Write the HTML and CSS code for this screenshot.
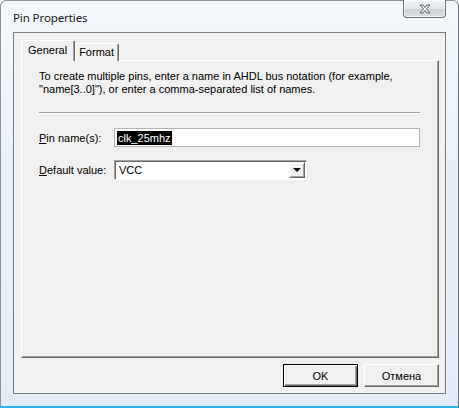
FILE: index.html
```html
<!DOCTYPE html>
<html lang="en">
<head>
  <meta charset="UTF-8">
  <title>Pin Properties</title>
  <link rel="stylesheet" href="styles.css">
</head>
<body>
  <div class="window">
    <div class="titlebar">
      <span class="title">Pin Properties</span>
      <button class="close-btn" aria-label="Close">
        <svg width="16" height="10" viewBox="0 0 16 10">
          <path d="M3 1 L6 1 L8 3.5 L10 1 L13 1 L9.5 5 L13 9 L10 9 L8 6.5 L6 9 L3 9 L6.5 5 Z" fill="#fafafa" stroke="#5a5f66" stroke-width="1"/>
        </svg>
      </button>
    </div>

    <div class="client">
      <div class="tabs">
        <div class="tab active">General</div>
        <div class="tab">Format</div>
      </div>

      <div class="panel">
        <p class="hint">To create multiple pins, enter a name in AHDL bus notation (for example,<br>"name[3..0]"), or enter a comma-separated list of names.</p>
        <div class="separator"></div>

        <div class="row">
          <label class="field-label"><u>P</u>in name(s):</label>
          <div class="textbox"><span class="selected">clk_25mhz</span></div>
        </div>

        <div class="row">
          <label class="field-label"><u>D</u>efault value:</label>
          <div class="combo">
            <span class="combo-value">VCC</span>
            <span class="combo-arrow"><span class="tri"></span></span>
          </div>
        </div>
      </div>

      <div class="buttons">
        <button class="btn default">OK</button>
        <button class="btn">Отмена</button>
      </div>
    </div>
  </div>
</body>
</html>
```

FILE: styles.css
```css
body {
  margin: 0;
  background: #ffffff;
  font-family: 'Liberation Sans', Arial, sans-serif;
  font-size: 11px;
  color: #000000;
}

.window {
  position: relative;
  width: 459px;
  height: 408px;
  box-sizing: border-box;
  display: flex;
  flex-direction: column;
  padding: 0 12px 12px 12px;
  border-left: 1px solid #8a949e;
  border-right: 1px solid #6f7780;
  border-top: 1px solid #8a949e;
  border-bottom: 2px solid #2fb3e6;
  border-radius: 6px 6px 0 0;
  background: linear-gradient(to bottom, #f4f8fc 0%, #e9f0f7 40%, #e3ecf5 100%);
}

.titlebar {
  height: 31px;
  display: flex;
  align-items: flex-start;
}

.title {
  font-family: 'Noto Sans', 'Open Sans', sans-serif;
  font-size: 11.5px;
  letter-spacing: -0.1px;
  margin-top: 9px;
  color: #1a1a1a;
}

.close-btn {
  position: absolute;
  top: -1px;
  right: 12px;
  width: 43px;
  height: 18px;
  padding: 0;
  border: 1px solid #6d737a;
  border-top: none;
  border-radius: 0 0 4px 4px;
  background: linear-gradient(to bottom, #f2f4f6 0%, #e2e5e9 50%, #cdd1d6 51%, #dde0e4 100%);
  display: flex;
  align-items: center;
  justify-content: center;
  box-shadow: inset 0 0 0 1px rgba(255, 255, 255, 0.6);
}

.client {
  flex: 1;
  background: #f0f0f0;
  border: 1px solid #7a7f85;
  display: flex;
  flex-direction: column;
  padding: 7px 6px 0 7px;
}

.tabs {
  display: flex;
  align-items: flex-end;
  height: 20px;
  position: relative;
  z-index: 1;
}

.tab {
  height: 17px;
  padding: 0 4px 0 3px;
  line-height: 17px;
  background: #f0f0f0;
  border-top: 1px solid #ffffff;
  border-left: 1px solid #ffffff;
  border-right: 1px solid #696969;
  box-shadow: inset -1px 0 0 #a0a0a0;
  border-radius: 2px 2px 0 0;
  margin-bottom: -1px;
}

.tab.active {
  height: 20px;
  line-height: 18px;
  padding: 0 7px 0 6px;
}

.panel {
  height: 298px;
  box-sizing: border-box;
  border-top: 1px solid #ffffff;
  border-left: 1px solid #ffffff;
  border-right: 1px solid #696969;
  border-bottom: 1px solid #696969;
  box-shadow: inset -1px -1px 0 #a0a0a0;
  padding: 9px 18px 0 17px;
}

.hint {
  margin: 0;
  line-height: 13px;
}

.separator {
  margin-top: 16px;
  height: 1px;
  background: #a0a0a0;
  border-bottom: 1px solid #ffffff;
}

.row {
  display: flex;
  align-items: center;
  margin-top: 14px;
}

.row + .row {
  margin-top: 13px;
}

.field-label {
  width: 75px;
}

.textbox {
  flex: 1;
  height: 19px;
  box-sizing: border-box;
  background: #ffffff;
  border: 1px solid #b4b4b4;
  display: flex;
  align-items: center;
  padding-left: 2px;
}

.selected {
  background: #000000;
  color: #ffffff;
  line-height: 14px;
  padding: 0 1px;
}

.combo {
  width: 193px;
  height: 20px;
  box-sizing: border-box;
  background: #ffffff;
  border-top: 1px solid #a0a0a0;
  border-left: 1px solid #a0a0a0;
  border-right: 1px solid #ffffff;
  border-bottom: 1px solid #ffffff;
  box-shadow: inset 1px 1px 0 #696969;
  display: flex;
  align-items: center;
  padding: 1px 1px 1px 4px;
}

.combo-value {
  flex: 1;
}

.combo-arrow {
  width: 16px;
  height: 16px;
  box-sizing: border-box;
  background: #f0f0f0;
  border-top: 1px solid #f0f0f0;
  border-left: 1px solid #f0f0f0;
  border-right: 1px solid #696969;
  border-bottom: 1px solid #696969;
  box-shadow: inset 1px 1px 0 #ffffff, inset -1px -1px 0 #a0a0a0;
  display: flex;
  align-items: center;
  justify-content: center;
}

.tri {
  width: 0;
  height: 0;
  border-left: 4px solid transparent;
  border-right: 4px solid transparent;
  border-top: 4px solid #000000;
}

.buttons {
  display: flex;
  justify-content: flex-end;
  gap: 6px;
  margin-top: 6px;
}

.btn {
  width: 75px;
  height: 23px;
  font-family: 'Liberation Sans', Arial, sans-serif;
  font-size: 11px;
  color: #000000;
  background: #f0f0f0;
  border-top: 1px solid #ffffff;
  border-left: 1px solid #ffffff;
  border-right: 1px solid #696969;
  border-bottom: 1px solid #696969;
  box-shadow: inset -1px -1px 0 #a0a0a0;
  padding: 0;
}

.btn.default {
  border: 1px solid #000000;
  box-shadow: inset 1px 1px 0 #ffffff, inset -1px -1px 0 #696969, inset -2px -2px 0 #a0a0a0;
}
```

* * * * * * * * *

**What needs to be done**
Restate the whole listing above exactly, please, omitting every image.

**Output below**
Write the HTML and CSS code for this screenshot.
FILE: index.html
```html
<!DOCTYPE html>
<html lang="en">
<head>
  <meta charset="UTF-8">
  <title>Pin Properties</title>
  <link rel="stylesheet" href="styles.css">
</head>
<body>
  <div class="window">
    <div class="titlebar">
      <span class="title">Pin Properties</span>
      <button class="close-btn" aria-label="Close">
        <svg width="16" height="10" viewBox="0 0 16 10">
          <path d="M3 1 L6 1 L8 3.5 L10 1 L13 1 L9.5 5 L13 9 L10 9 L8 6.5 L6 9 L3 9 L6.5 5 Z" fill="#fafafa" stroke="#5a5f66" stroke-width="1"/>
        </svg>
      </button>
    </div>

    <div class="client">
      <div class="tabs">
        <div class="tab active">General</div>
        <div class="tab">Format</div>
      </div>

      <div class="panel">
        <p class="hint">To create multiple pins, enter a name in AHDL bus notation (for example,<br>"name[3..0]"), or enter a comma-separated list of names.</p>
        <div class="separator"></div>

        <div class="row">
          <label class="field-label"><u>P</u>in name(s):</label>
          <div class="textbox"><span class="selected">clk_25mhz</span></div>
        </div>

        <div class="row">
          <label class="field-label"><u>D</u>efault value:</label>
          <div class="combo">
            <span class="combo-value">VCC</span>
            <span class="combo-arrow"><span class="tri"></span></span>
          </div>
        </div>
      </div>

      <div class="buttons">
        <button class="btn default">OK</button>
        <button class="btn">Отмена</button>
      </div>
    </div>
  </div>
</body>
</html>
```

FILE: styles.css
```css
body {
  margin: 0;
  background: #ffffff;
  font-family: 'Liberation Sans', Arial, sans-serif;
  font-size: 11px;
  color: #000000;
}

.window {
  position: relative;
  width: 459px;
  height: 408px;
  box-sizing: border-box;
  display: flex;
  flex-direction: column;
  padding: 0 12px 12px 12px;
  border-left: 1px solid #8a949e;
  border-right: 1px solid #6f7780;
  border-top: 1px solid #8a949e;
  border-bottom: 2px solid #2fb3e6;
  border-radius: 6px 6px 0 0;
  background: linear-gradient(to bottom, #f4f8fc 0%, #e9f0f7 40%, #e3ecf5 100%);
}

.titlebar {
  height: 31px;
  display: flex;
  align-items: flex-start;
}

.title {
  font-family: 'Noto Sans', 'Open Sans', sans-serif;
  font-size: 11.5px;
  letter-spacing: -0.1px;
  margin-top: 9px;
  color: #1a1a1a;
}

.close-btn {
  position: absolute;
  top: -1px;
  right: 12px;
  width: 43px;
  height: 18px;
  padding: 0;
  border: 1px solid #6d737a;
  border-top: none;
  border-radius: 0 0 4px 4px;
  background: linear-gradient(to bottom, #f2f4f6 0%, #e2e5e9 50%, #cdd1d6 51%, #dde0e4 100%);
  display: flex;
  align-items: center;
  justify-content: center;
  box-shadow: inset 0 0 0 1px rgba(255, 255, 255, 0.6);
}

.client {
  flex: 1;
  background: #f0f0f0;
  border: 1px solid #7a7f85;
  display: flex;
  flex-direction: column;
  padding: 7px 6px 0 7px;
}

.tabs {
  display: flex;
  align-items: flex-end;
  height: 20px;
  position: relative;
  z-index: 1;
}

.tab {
  height: 17px;
  padding: 0 4px 0 3px;
  line-height: 17px;
  background: #f0f0f0;
  border-top: 1px solid #ffffff;
  border-left: 1px solid #ffffff;
  border-right: 1px solid #696969;
  box-shadow: inset -1px 0 0 #a0a0a0;
  border-radius: 2px 2px 0 0;
  margin-bottom: -1px;
}

.tab.active {
  height: 20px;
  line-height: 18px;
  padding: 0 7px 0 6px;
}

.panel {
  height: 298px;
  box-sizing: border-box;
  border-top: 1px solid #ffffff;
  border-left: 1px solid #ffffff;
  border-right: 1px solid #696969;
  border-bottom: 1px solid #696969;
  box-shadow: inset -1px -1px 0 #a0a0a0;
  padding: 9px 18px 0 17px;
}

.hint {
  margin: 0;
  line-height: 13px;
}

.separator {
  margin-top: 16px;
  height: 1px;
  background: #a0a0a0;
  border-bottom: 1px solid #ffffff;
}

.row {
  display: flex;
  align-items: center;
  margin-top: 14px;
}

.row + .row {
  margin-top: 13px;
}

.field-label {
  width: 75px;
}

.textbox {
  flex: 1;
  height: 19px;
  box-sizing: border-box;
  background: #ffffff;
  border: 1px solid #b4b4b4;
  display: flex;
  align-items: center;
  padding-left: 2px;
}

.selected {
  background: #000000;
  color: #ffffff;
  line-height: 14px;
  padding: 0 1px;
}

.combo {
  width: 193px;
  height: 20px;
  box-sizing: border-box;
  background: #ffffff;
  border-top: 1px solid #a0a0a0;
  border-left: 1px solid #a0a0a0;
  border-right: 1px solid #ffffff;
  border-bottom: 1px solid #ffffff;
  box-shadow: inset 1px 1px 0 #696969;
  display: flex;
  align-items: center;
  padding: 1px 1px 1px 4px;
}

.combo-value {
  flex: 1;
}

.combo-arrow {
  width: 16px;
  height: 16px;
  box-sizing: border-box;
  background: #f0f0f0;
  border-top: 1px solid #f0f0f0;
  border-left: 1px solid #f0f0f0;
  border-right: 1px solid #696969;
  border-bottom: 1px solid #696969;
  box-shadow: inset 1px 1px 0 #ffffff, inset -1px -1px 0 #a0a0a0;
  display: flex;
  align-items: center;
  justify-content: center;
}

.tri {
  width: 0;
  height: 0;
  border-left: 4px solid transparent;
  border-right: 4px solid transparent;
  border-top: 4px solid #000000;
}

.buttons {
  display: flex;
  justify-content: flex-end;
  gap: 6px;
  margin-top: 6px;
}

.btn {
  width: 75px;
  height: 23px;
  font-family: 'Liberation Sans', Arial, sans-serif;
  font-size: 11px;
  color: #000000;
  background: #f0f0f0;
  border-top: 1px solid #ffffff;
  border-left: 1px solid #ffffff;
  border-right: 1px solid #696969;
  border-bottom: 1px solid #696969;
  box-shadow: inset -1px -1px 0 #a0a0a0;
  padding: 0;
}

.btn.default {
  border: 1px solid #000000;
  box-shadow: inset 1px 1px 0 #ffffff, inset -1px -1px 0 #696969, inset -2px -2px 0 #a0a0a0;
}
```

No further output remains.